Given information:
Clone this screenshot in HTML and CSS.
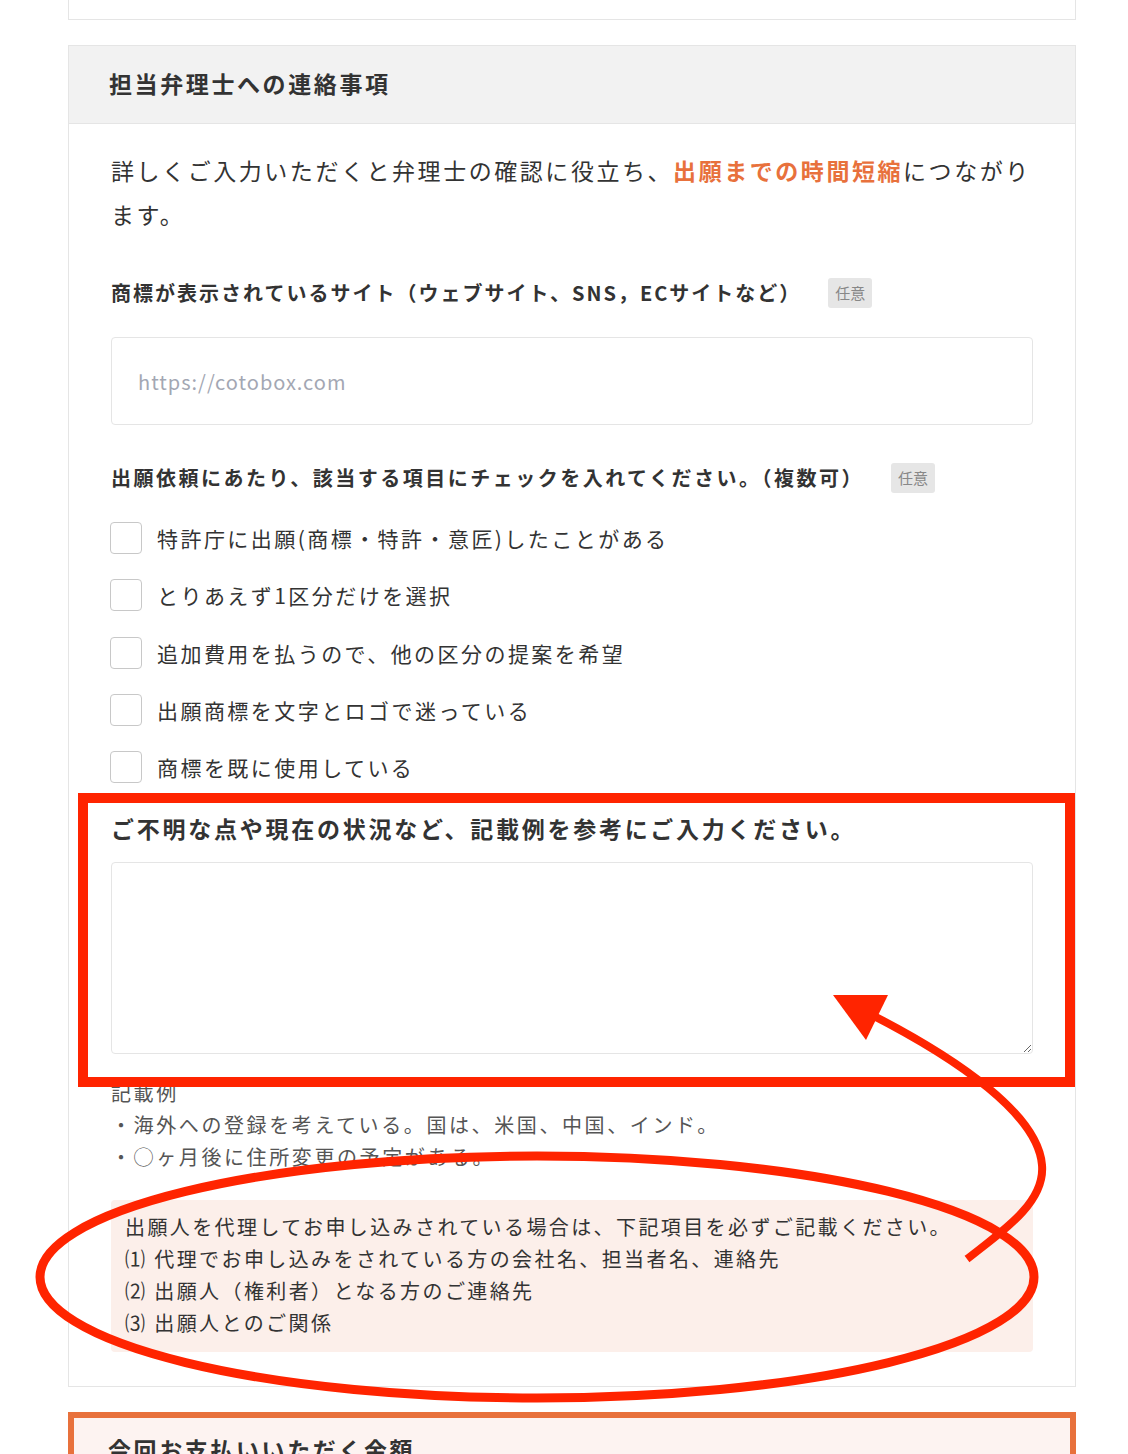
FILE: index.html
```html
<html>
<head>
    <link rel="stylesheet" href="styles.css">
</head>
<body>
    <div id="page">
        <div class="card prev"></div>

        <div class="card">
            <div class="card-head">担当弁理士への連絡事項</div>
            <div class="card-body">
                <p class="intro">詳しくご入力いただくと弁理士の確認に役立ち、<strong>出願までの時間短縮</strong>につながります。</p>

                <div class="label label-site">商標が表示されているサイト（ウェブサイト、SNS，ECサイトなど）<span class="badge">任意</span></div>
                <input class="text-input" type="text" placeholder="https://cotobox.com" />

                <div class="label label-check">出願依頼にあたり、該当する項目にチェックを入れてください。（複数可）<span class="badge">任意</span></div>
                <div class="checks">
                    <label class="check"><span class="box"></span>特許庁に出願(商標・特許・意匠)したことがある</label>
                    <label class="check"><span class="box"></span>とりあえず1区分だけを選択</label>
                    <label class="check"><span class="box"></span>追加費用を払うので、他の区分の提案を希望</label>
                    <label class="check"><span class="box"></span>出願商標を文字とロゴで迷っている</label>
                    <label class="check"><span class="box"></span>商標を既に使用している</label>
                </div>

                <div class="label label-note">ご不明な点や現在の状況など、記載例を参考にご入力ください。</div>
                <textarea class="note"></textarea>

                <div class="example">
                    <div>記載例</div>
                    <div>・海外への登録を考えている。国は、米国、中国、インド。</div>
                    <div>・◯ヶ月後に住所変更の予定がある。</div>
                </div>

                <div class="proxy">
                    <div>出願人を代理してお申し込みされている場合は、下記項目を必ずご記載ください。</div>
                    <div>⑴ 代理でお申し込みをされている方の会社名、担当者名、連絡先</div>
                    <div>⑵ 出願人（権利者）となる方のご連絡先</div>
                    <div>⑶ 出願人とのご関係</div>
                </div>
            </div>
        </div>

        <div class="card total">
            <div class="total-head">今回お支払いいただく金額</div>
        </div>
    </div>

    <!-- red annotations drawn over the form -->
    <svg class="marks" width="1128" height="1454" viewBox="0 0 1128 1454">
        <rect x="83" y="798" width="987" height="284" fill="none" stroke="#ff2400" stroke-width="10" />
        <ellipse cx="537" cy="1277" rx="497" ry="121" fill="none" stroke="#ff2400" stroke-width="9" />
        <path d="M967 1259 C1010 1226 1045 1200 1042 1165 C1038 1115 960 1060 870 1014" fill="none" stroke="#ff2400" stroke-width="8" />
        <polygon points="833,995 888,995 866,1040" fill="#ff2400" />
    </svg>
</body>
</html>
```

FILE: styles.css
```css
body {
    margin: 0;
    position: relative;
    background-color: #ffffff;
    font-family: "Noto Sans CJK JP", sans-serif;
    color: #333333;
}

#page {
    width: 1008px;
    margin-left: 68px;
    padding-bottom: 60px;
}

.card {
    box-sizing: border-box;
    border: 1px solid #e5e5e5;
    background-color: #ffffff;
    margin-bottom: 25px;
}

.prev {
    height: 20px;
    border-top: none;
}

.card-head {
    height: 78px;
    box-sizing: border-box;
    padding: 21px 40px 0;
    background-color: #f2f2f2;
    border-bottom: 1px solid #e5e5e5;
    font-size: 23px;
    line-height: 32px;
    font-weight: bold;
    letter-spacing: 2.6px;
    color: #333333;
}

.card-body {
    padding: 24px 42px 34px;
}

.intro {
    margin: 0;
    font-size: 23px;
    line-height: 44px;
    letter-spacing: 2.55px;
}

.intro strong {
    color: #e8713c;
}

.label {
    display: flex;
    align-items: center;
    font-size: 20px;
    line-height: 32px;
    font-weight: bold;
    letter-spacing: 2.5px;
}

.label-site {
    margin-top: 41px;
    letter-spacing: 2px;
}

.label-check {
    margin-top: 37px;
}

.label-note {
    margin-top: 29px;
    font-size: 23px;
    letter-spacing: 2.75px;
}

.badge {
    margin-left: 27px;
    width: 44px;
    height: 30px;
    line-height: 30px;
    text-align: center;
    border-radius: 3px;
    background-color: #e6e6e6;
    color: #888888;
    font-size: 15px;
    font-weight: normal;
    letter-spacing: 0;
}

.text-input {
    display: block;
    box-sizing: border-box;
    width: 100%;
    height: 88px;
    margin-top: 28px;
    padding: 0 26px;
    border: 1px solid #e5e5e5;
    border-radius: 4px;
    font-family: "Noto Sans CJK JP", sans-serif;
    font-size: 20px;
    letter-spacing: 1px;
    color: #333333;
    outline: none;
}

.text-input::placeholder {
    color: #a3a7b3;
}

.checks {
    margin-top: 28px;
    display: flex;
    flex-direction: column;
    gap: 25.3px;
}

.check {
    display: flex;
    align-items: center;
    height: 32px;
    margin-left: -1px;
    font-size: 21px;
    letter-spacing: 2.45px;
    color: #333333;
}

.box {
    box-sizing: border-box;
    width: 32px;
    height: 32px;
    margin-right: 15px;
    border: 1px solid #c8c8c8;
    border-radius: 4px;
    background-color: #ffffff;
}

.note {
    display: block;
    box-sizing: border-box;
    width: 100%;
    height: 192px;
    margin-top: 18px;
    border: 1px solid #e5e5e5;
    border-radius: 4px;
    font-family: "Noto Sans CJK JP", sans-serif;
    font-size: 20px;
    outline: none;
}

.example {
    margin-top: 23px;
    font-size: 20px;
    line-height: 32px;
    letter-spacing: 2.6px;
    color: #555555;
}

.proxy {
    margin-top: 27px;
    padding: 11px 14px 13px;
    border-radius: 4px;
    background-color: #fcefea;
    font-size: 20px;
    line-height: 32px;
    letter-spacing: 2.4px;
    color: #333333;
}

.total {
    border: 6px solid #e8713c;
    background-color: #fdf3f1;
    height: 120px;
}

.total-head {
    padding: 15px 34px 0;
    font-size: 23px;
    line-height: 32px;
    font-weight: bold;
    letter-spacing: 2.6px;
}

.marks {
    position: absolute;
    top: 0;
    left: 0;
    pointer-events: none;
}
```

Short problem: Return the listing above unchanged, apart from dropping its pictures.

Exercise output:
Clone this screenshot in HTML and CSS.
FILE: index.html
```html
<html>
<head>
    <link rel="stylesheet" href="styles.css">
</head>
<body>
    <div id="page">
        <div class="card prev"></div>

        <div class="card">
            <div class="card-head">担当弁理士への連絡事項</div>
            <div class="card-body">
                <p class="intro">詳しくご入力いただくと弁理士の確認に役立ち、<strong>出願までの時間短縮</strong>につながります。</p>

                <div class="label label-site">商標が表示されているサイト（ウェブサイト、SNS，ECサイトなど）<span class="badge">任意</span></div>
                <input class="text-input" type="text" placeholder="https://cotobox.com" />

                <div class="label label-check">出願依頼にあたり、該当する項目にチェックを入れてください。（複数可）<span class="badge">任意</span></div>
                <div class="checks">
                    <label class="check"><span class="box"></span>特許庁に出願(商標・特許・意匠)したことがある</label>
                    <label class="check"><span class="box"></span>とりあえず1区分だけを選択</label>
                    <label class="check"><span class="box"></span>追加費用を払うので、他の区分の提案を希望</label>
                    <label class="check"><span class="box"></span>出願商標を文字とロゴで迷っている</label>
                    <label class="check"><span class="box"></span>商標を既に使用している</label>
                </div>

                <div class="label label-note">ご不明な点や現在の状況など、記載例を参考にご入力ください。</div>
                <textarea class="note"></textarea>

                <div class="example">
                    <div>記載例</div>
                    <div>・海外への登録を考えている。国は、米国、中国、インド。</div>
                    <div>・◯ヶ月後に住所変更の予定がある。</div>
                </div>

                <div class="proxy">
                    <div>出願人を代理してお申し込みされている場合は、下記項目を必ずご記載ください。</div>
                    <div>⑴ 代理でお申し込みをされている方の会社名、担当者名、連絡先</div>
                    <div>⑵ 出願人（権利者）となる方のご連絡先</div>
                    <div>⑶ 出願人とのご関係</div>
                </div>
            </div>
        </div>

        <div class="card total">
            <div class="total-head">今回お支払いいただく金額</div>
        </div>
    </div>

    <!-- red annotations drawn over the form -->
    <svg class="marks" width="1128" height="1454" viewBox="0 0 1128 1454">
        <rect x="83" y="798" width="987" height="284" fill="none" stroke="#ff2400" stroke-width="10" />
        <ellipse cx="537" cy="1277" rx="497" ry="121" fill="none" stroke="#ff2400" stroke-width="9" />
        <path d="M967 1259 C1010 1226 1045 1200 1042 1165 C1038 1115 960 1060 870 1014" fill="none" stroke="#ff2400" stroke-width="8" />
        <polygon points="833,995 888,995 866,1040" fill="#ff2400" />
    </svg>
</body>
</html>
```

FILE: styles.css
```css
body {
    margin: 0;
    position: relative;
    background-color: #ffffff;
    font-family: "Noto Sans CJK JP", sans-serif;
    color: #333333;
}

#page {
    width: 1008px;
    margin-left: 68px;
    padding-bottom: 60px;
}

.card {
    box-sizing: border-box;
    border: 1px solid #e5e5e5;
    background-color: #ffffff;
    margin-bottom: 25px;
}

.prev {
    height: 20px;
    border-top: none;
}

.card-head {
    height: 78px;
    box-sizing: border-box;
    padding: 21px 40px 0;
    background-color: #f2f2f2;
    border-bottom: 1px solid #e5e5e5;
    font-size: 23px;
    line-height: 32px;
    font-weight: bold;
    letter-spacing: 2.6px;
    color: #333333;
}

.card-body {
    padding: 24px 42px 34px;
}

.intro {
    margin: 0;
    font-size: 23px;
    line-height: 44px;
    letter-spacing: 2.55px;
}

.intro strong {
    color: #e8713c;
}

.label {
    display: flex;
    align-items: center;
    font-size: 20px;
    line-height: 32px;
    font-weight: bold;
    letter-spacing: 2.5px;
}

.label-site {
    margin-top: 41px;
    letter-spacing: 2px;
}

.label-check {
    margin-top: 37px;
}

.label-note {
    margin-top: 29px;
    font-size: 23px;
    letter-spacing: 2.75px;
}

.badge {
    margin-left: 27px;
    width: 44px;
    height: 30px;
    line-height: 30px;
    text-align: center;
    border-radius: 3px;
    background-color: #e6e6e6;
    color: #888888;
    font-size: 15px;
    font-weight: normal;
    letter-spacing: 0;
}

.text-input {
    display: block;
    box-sizing: border-box;
    width: 100%;
    height: 88px;
    margin-top: 28px;
    padding: 0 26px;
    border: 1px solid #e5e5e5;
    border-radius: 4px;
    font-family: "Noto Sans CJK JP", sans-serif;
    font-size: 20px;
    letter-spacing: 1px;
    color: #333333;
    outline: none;
}

.text-input::placeholder {
    color: #a3a7b3;
}

.checks {
    margin-top: 28px;
    display: flex;
    flex-direction: column;
    gap: 25.3px;
}

.check {
    display: flex;
    align-items: center;
    height: 32px;
    margin-left: -1px;
    font-size: 21px;
    letter-spacing: 2.45px;
    color: #333333;
}

.box {
    box-sizing: border-box;
    width: 32px;
    height: 32px;
    margin-right: 15px;
    border: 1px solid #c8c8c8;
    border-radius: 4px;
    background-color: #ffffff;
}

.note {
    display: block;
    box-sizing: border-box;
    width: 100%;
    height: 192px;
    margin-top: 18px;
    border: 1px solid #e5e5e5;
    border-radius: 4px;
    font-family: "Noto Sans CJK JP", sans-serif;
    font-size: 20px;
    outline: none;
}

.example {
    margin-top: 23px;
    font-size: 20px;
    line-height: 32px;
    letter-spacing: 2.6px;
    color: #555555;
}

.proxy {
    margin-top: 27px;
    padding: 11px 14px 13px;
    border-radius: 4px;
    background-color: #fcefea;
    font-size: 20px;
    line-height: 32px;
    letter-spacing: 2.4px;
    color: #333333;
}

.total {
    border: 6px solid #e8713c;
    background-color: #fdf3f1;
    height: 120px;
}

.total-head {
    padding: 15px 34px 0;
    font-size: 23px;
    line-height: 32px;
    font-weight: bold;
    letter-spacing: 2.6px;
}

.marks {
    position: absolute;
    top: 0;
    left: 0;
    pointer-events: none;
}
```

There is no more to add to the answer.